What Can Shorten Crying Time
No treatment makes colic disappear overnight, but some approaches can take the edge off. A specific probiotic strain has shown the most promising results in clinical trials. In a meta-analysis of four trials involving 345 infants, babies given the probiotic cried about 25 fewer minutes per day compared to those given a placebo by day 21. They were also nearly twice as likely to show meaningful improvement. However, this benefit was dramatic only in breastfed infants and insignificant in formula-fed babies. If you’re breastfeeding and interested in trying a probiotic, your pediatrician can point you to the right one.
Dietary changes can also help in some cases, though less than 5 percent of colicky crying is caused by food sensitivity. If you’re nursing, eliminating one potential irritant at a time from your diet (dairy, caffeine, onions, or cabbage are common culprits) and waiting about two weeks gives you a fair test of whether it makes a difference. For formula-fed babies, switching to a hydrolyzed protein formula occasionally helps, sometimes within a few days.
Practical soothing strategies still matter even when they don’t stop the crying completely. Swaddling, white noise, gentle motion, and skin-to-skin contact can all reduce the intensity. Spacing feedings at least 2 to 2.5 hours apart from the start of one to the start of the next may also help some babies.
Colic vs. Reflux
One of the most common questions parents have is whether the crying is colic or reflux. The distinction matters because reflux sometimes needs treatment, while colic does not. With colic, crying episodes tend to be random, worse at night, and not connected to feeding. The baby eats normally and gains weight on schedule.
Reflux looks different. Babies with reflux cry and arch their backs during or right after feeding. They may spit up more forcefully or frequently, refuse to eat, wheeze or cough during feeds, or gain weight slowly. If the crying is clustered around mealtimes and your baby seems uncomfortable eating, that pattern points more toward reflux than colic.
The Toll on Parents
Colic’s timeline matters not just for the baby but for the adults trying to survive it. Research published in Pediatrics found that mothers whose infants cried inconsolably for more than 20 minutes a day had four times the odds of scoring in the range for depressive symptoms. Even meeting the broader definition of colic doubled a mother’s risk. These numbers make it clear that colic is a family-level challenge, not just an infant one.
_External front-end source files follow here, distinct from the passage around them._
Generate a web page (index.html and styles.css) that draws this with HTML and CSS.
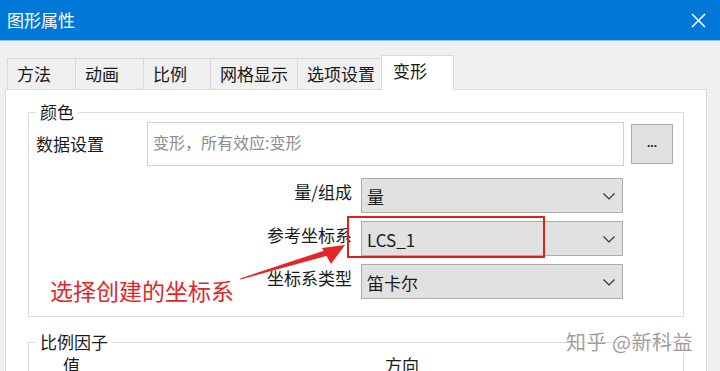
FILE: index.html
```html
<!DOCTYPE html>
<html lang="zh-CN">
<head>
    <meta charset="UTF-8">
    <meta name="viewport" content="width=device-width, initial-scale=1.0">
    <title>图形属性</title>
    <link rel="stylesheet" href="styles.css">
</head>
<body>
    <div class="window">
        <div class="titlebar">
            <span class="title">图形属性</span>
            <svg class="close" width="15" height="15" viewBox="0 0 15 15">
                <path d="M1 1 L14 14 M14 1 L1 14" stroke="#fff" stroke-width="1.6" fill="none"/>
            </svg>
        </div>

        <div class="tabs">
            <div class="tab tab-w69">方法</div>
            <div class="tab tab-w69">动画</div>
            <div class="tab tab-w68">比例</div>
            <div class="tab tab-w88">网格显示</div>
            <div class="tab tab-w85">选项设置</div>
            <div class="tab tab-w73 active">变形</div>
        </div>

        <div class="panel">
            <fieldset class="group">
                <legend>颜色</legend>
                <div class="data-row">
                    <span class="data-label">数据设置</span>
                    <div class="text-field">变形，所有效应:变形</div>
                    <button class="dots">...</button>
                </div>
                <div class="select-row first">
                    <span class="row-label">量/组成</span>
                    <div class="select">
                        <span>量</span>
                        <svg width="12" height="7" viewBox="0 0 12 7"><polyline points="0.5,0.5 6,6 11.5,0.5" fill="none" stroke="#333" stroke-width="1.2"/></svg>
                    </div>
                </div>
                <div class="select-row">
                    <span class="row-label">参考坐标系</span>
                    <div class="select">
                        <span>LCS_1</span>
                        <svg width="12" height="7" viewBox="0 0 12 7"><polyline points="0.5,0.5 6,6 11.5,0.5" fill="none" stroke="#333" stroke-width="1.2"/></svg>
                    </div>
                </div>
                <div class="select-row">
                    <span class="row-label">坐标系类型</span>
                    <div class="select">
                        <span>笛卡尔</span>
                        <svg width="12" height="7" viewBox="0 0 12 7"><polyline points="0.5,0.5 6,6 11.5,0.5" fill="none" stroke="#333" stroke-width="1.2"/></svg>
                    </div>
                </div>
            </fieldset>

            <fieldset class="group scale">
                <legend>比例因子</legend>
                <div class="scale-head">
                    <span class="col-value">值</span>
                    <span class="col-dir">方向</span>
                </div>
            </fieldset>
        </div>

        <!-- annotation drawn over the screenshot -->
        <div class="highlight"></div>
        <div class="note">选择创建的坐标系</div>
        <svg class="arrow" width="720" height="371" viewBox="0 0 720 371">
            <polygon points="240,278.5 326,250 328,255.5 240.5,279.5" fill="#e3262a"/>
            <polygon points="345,245 322,248 331,264" fill="#e3262a"/>
        </svg>
        <div class="watermark">知乎 @新科益</div>
    </div>
</body>
</html>
```

FILE: styles.css
```css
body {
    margin: 0;
    background-color: #f0f0f0;
    font-family: "Noto Sans CJK SC", "Noto Sans", sans-serif;
    font-size: 17px;
    color: #1a1a1a;
    overflow: hidden;
}

.window {
    position: relative;
    width: 720px;
    height: 371px;
    overflow: hidden;
}

.titlebar {
    height: 40px;
    background-color: #0078d7;
    border-bottom: 1px solid #8fc0ee;
    display: flex;
    align-items: center;
    justify-content: space-between;
    padding: 0 14px 0 7px;
}

.title {
    color: white;
    font-size: 17px;
    line-height: 22px;
}

.close {
    display: block;
}

.tabs {
    display: flex;
    align-items: flex-end;
    margin-top: 14px;
    padding-left: 7px;
    height: 34px;
}

.tab {
    box-sizing: border-box;
    height: 31px;
    padding-left: 9px;
    line-height: 29px;
    background-color: #f0f0f0;
    border: 1px solid #d9d9d9;
    border-bottom: none;
    margin-right: -1px;
}

.tab-w69 { width: 69px; }
.tab-w68 { width: 68px; }
.tab-w88 { width: 88px; }
.tab-w85 { width: 85px; }
.tab-w73 { width: 73px; }

.tab.active {
    height: 35px;
    line-height: 30px;
    padding-left: 11px;
    background-color: white;
    position: relative;
    z-index: 1;
    margin-bottom: -1px;
}

.panel {
    margin: 0 13px 0 5px;
    height: 300px;
    background-color: white;
    border: 1px solid #d9d9d9;
    padding: 11px 22px 0 22px;
}

.group {
    margin: 0;
    padding: 0 9px 17px 7px;
    border: 1px solid #dcdcdc;
}

.group legend {
    padding: 0 4px;
    line-height: 22px;
}

.data-row {
    display: flex;
    align-items: center;
    margin-top: -1px;
}

.data-label {
    width: 111px;
    line-height: 22px;
}

.text-field {
    box-sizing: border-box;
    width: 477px;
    height: 44px;
    border: 1px solid #cfcfcf;
    padding: 8px 5px;
    line-height: 22px;
    color: #8c8c8c;
    font-size: 16px;
}

.dots {
    box-sizing: border-box;
    width: 42px;
    height: 40px;
    margin-left: 7px;
    background-color: #e1e1e1;
    border: 1px solid #adadad;
    font-family: "Liberation Sans", sans-serif;
    font-size: 12px;
    font-weight: bold;
    color: #222;
    padding: 0 0 2px;
}

.select-row {
    display: flex;
    align-items: flex-start;
    margin-top: 8px;
}

.select-row.first {
    margin-top: 12px;
}

.row-label {
    width: 316px;
    text-align: right;
    padding-top: 3px;
    line-height: 22px;
    margin-right: 9px;
}

.select {
    box-sizing: border-box;
    width: 262px;
    height: 35px;
    background-color: #e1e1e1;
    border: 1px solid #adadad;
    display: flex;
    align-items: center;
    justify-content: space-between;
    padding: 2px 7px 0 5px;
    line-height: 22px;
}

.group.scale {
    margin-top: 14px;
    height: 60px;
    padding-bottom: 0;
}

.scale-head {
    display: flex;
    line-height: 22px;
    margin-top: 1px;
}

.col-value {
    margin-left: 27px;
    width: 322px;
}

.highlight {
    position: absolute;
    left: 347px;
    top: 216px;
    width: 194px;
    height: 38px;
    border: 2px solid #e0201c;
}

.note {
    position: absolute;
    left: 50px;
    top: 275px;
    font-size: 23px;
    line-height: 30px;
    color: #e3262a;
}

.arrow {
    position: absolute;
    left: 0;
    top: 0;
    pointer-events: none;
}

.watermark {
    position: absolute;
    left: 566px;
    top: 329px;
    font-size: 20px;
    line-height: 26px;
    color: rgba(140, 140, 140, 0.85);
    text-shadow: 0 0 2px #fff, 0 0 1px #fff;
    letter-spacing: 0.5px;
}
```
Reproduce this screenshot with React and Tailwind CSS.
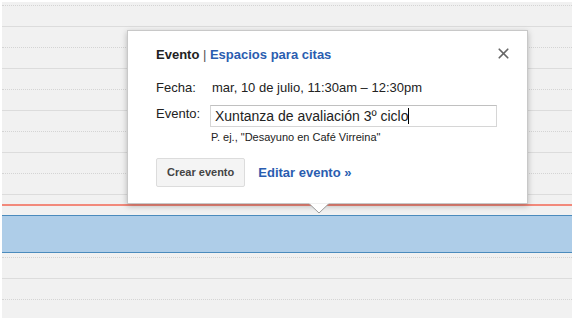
import { X } from 'lucide-react';

const rows = Array.from({ length: 15 }, (_, i) => (i % 2 === 0 ? 'solid' : 'dotted'));

const EventPopup = () => {
  return (
    <div className="absolute left-[127px] top-[30px] w-[401px] h-[174px] bg-white border border-[#c8c8c8] shadow-[0_2px_6px_rgba(0,0,0,0.25)] z-10">
      {/* Header */}
      <div className="flex items-start justify-between pl-[28px] pr-[15px] pt-[15px]">
        <div className="text-[13px] font-bold leading-[18px]">
          <span className="text-[#222]">Evento</span>
          <span className="text-[#555] font-normal"> | </span>
          <span className="text-[#2a5db0]">Espacios para citas</span>
        </div>
        <button className="-mt-[1px] text-[#666]" aria-label="Cerrar">
          <X size={17} strokeWidth={2.4} />
        </button>
      </div>

      {/* Body */}
      <div className="pl-[28px] pr-[30px] pt-[15px] text-[13px] text-[#222]">
        <div className="flex leading-[18px]">
          <span className="w-[56px]">Fecha:</span>
          <span>mar, 10 de julio, 11:30am – 12:30pm</span>
        </div>
        <div className="flex mt-[8px]">
          <span className="w-[55px] leading-[18px]">Evento:</span>
          <div>
            <div className="w-[287px] h-[22px] border border-[#d6d6d6] border-t-[#c0c0c0] flex items-center px-[4px] text-[14px] leading-[18px]">
              <span>Xuntanza de avaliación 3º ciclo</span>
              <span className="w-px h-[16px] bg-black" />
            </div>
            <div className="text-[11px] leading-[14px] mt-[3px] pl-[1px]">P. ej., "Desayuno en Café Virreina"</div>
          </div>
        </div>
        <div className="flex items-center mt-[14px]">
          <button className="h-[29px] px-[10px] bg-[#f4f4f4] border border-[#dcdcdc] rounded-[2px] text-[11px] font-bold text-[#444]">
            Crear evento
          </button>
          <span className="ml-[13px] text-[13px] font-bold text-[#2a5db0]">Editar evento »</span>
        </div>
      </div>

      {/* Tail */}
      <svg className="absolute left-[181px] top-[172px]" width="20" height="11" viewBox="0 0 20 11">
        <path d="M0 0.5 L10 10 L20 0.5" fill="white" stroke="#9a9a9a" strokeWidth="1" />
        <rect x="0" y="-1" width="20" height="1.5" fill="white" />
      </svg>
    </div>
  );
};

export default function App() {
  return (
    <div className="relative w-[574px] h-[320px] overflow-hidden bg-white p-[2px] font-['Liberation_Sans',Arial,sans-serif]">
      <div className="relative h-full bg-[#f1f1f1]">
        <div className="h-[4px] border-b border-dotted border-[#d4d4d4]" />
        {rows.map((kind, i) => (
          <div
            key={i}
            className={
              kind === 'solid'
                ? 'h-[21px] border-b border-[#dcdcdc]'
                : 'h-[21px] border-b border-dotted border-[#d4d4d4]'
            }
          />
        ))}

        {/* Current time line */}
        <div className="absolute left-0 right-0 top-[202px] h-[2px] bg-[#f2897b]" />

        {/* Selected slot */}
        <div className="absolute left-0 right-0 top-[213px] h-[38px] bg-[#aecde8] border-y border-[#4b8bbd]" />

        <div className="absolute -left-[2px] -top-[2px]">
          <EventPopup />
        </div>
      </div>
    </div>
  );
}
Knowing the timeline helps. If your baby is around six weeks old and the crying is at its worst, you’re likely at or near the peak. That doesn’t make the next few weeks easy, but it means the hardest part is already here, and it gets better from this point forward. Taking breaks, accepting help, and recognizing that the crying is not a reflection of your parenting are all part of getting through it.